ABSTRACT

Attica gave herself to the practice of the arts at a very early stage, and the “geometric” period foreshadows her future successes. 1 Geometric decoration, instinctive with all primitive peoples and placed once more in honour or brought in by the invaders, was in Attica erected into a veritable aesthetic system. The large vases of the Dipylon of the 8th century astonish us not only by the material difficulties overcome in their firing but also by their skilled composition in decoration, by no means of an arbitrary character, which was regulated by a definite system. One cannot but recognize this quality despite the naive design which is still barbaric and conventional. Ceramic industry, in close relation with economic prosperity, remains one of the principal branches of production; 2 it was to develop the beautiful Attic style of the black-figure vases (6th century) after passing through the proto-Attic stage and the Attic-Corinthian phase imbued with Oriental influence; then the advent of the red-figure style (end of the 6th century) was to foreshadow the ceramic masterpieces of the 5th century.
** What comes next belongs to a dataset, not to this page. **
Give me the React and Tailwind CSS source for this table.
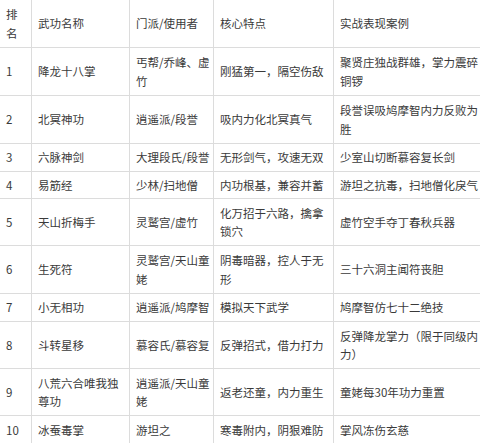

The qualities of design peculiar to the Attics was clearly revealed at the earliest stage. By the technical skill of their manufacture, the qualities of style and the efficient maintenance of a flourishing trade, Attic ceramics gradually imposed its wares on Greek and foreign markets 3 and in the course of the 6th century eliminated its rivals such as the Corinthians, whose best period was over and who ceased to manufacture painted vases somewhere between 480 and 460.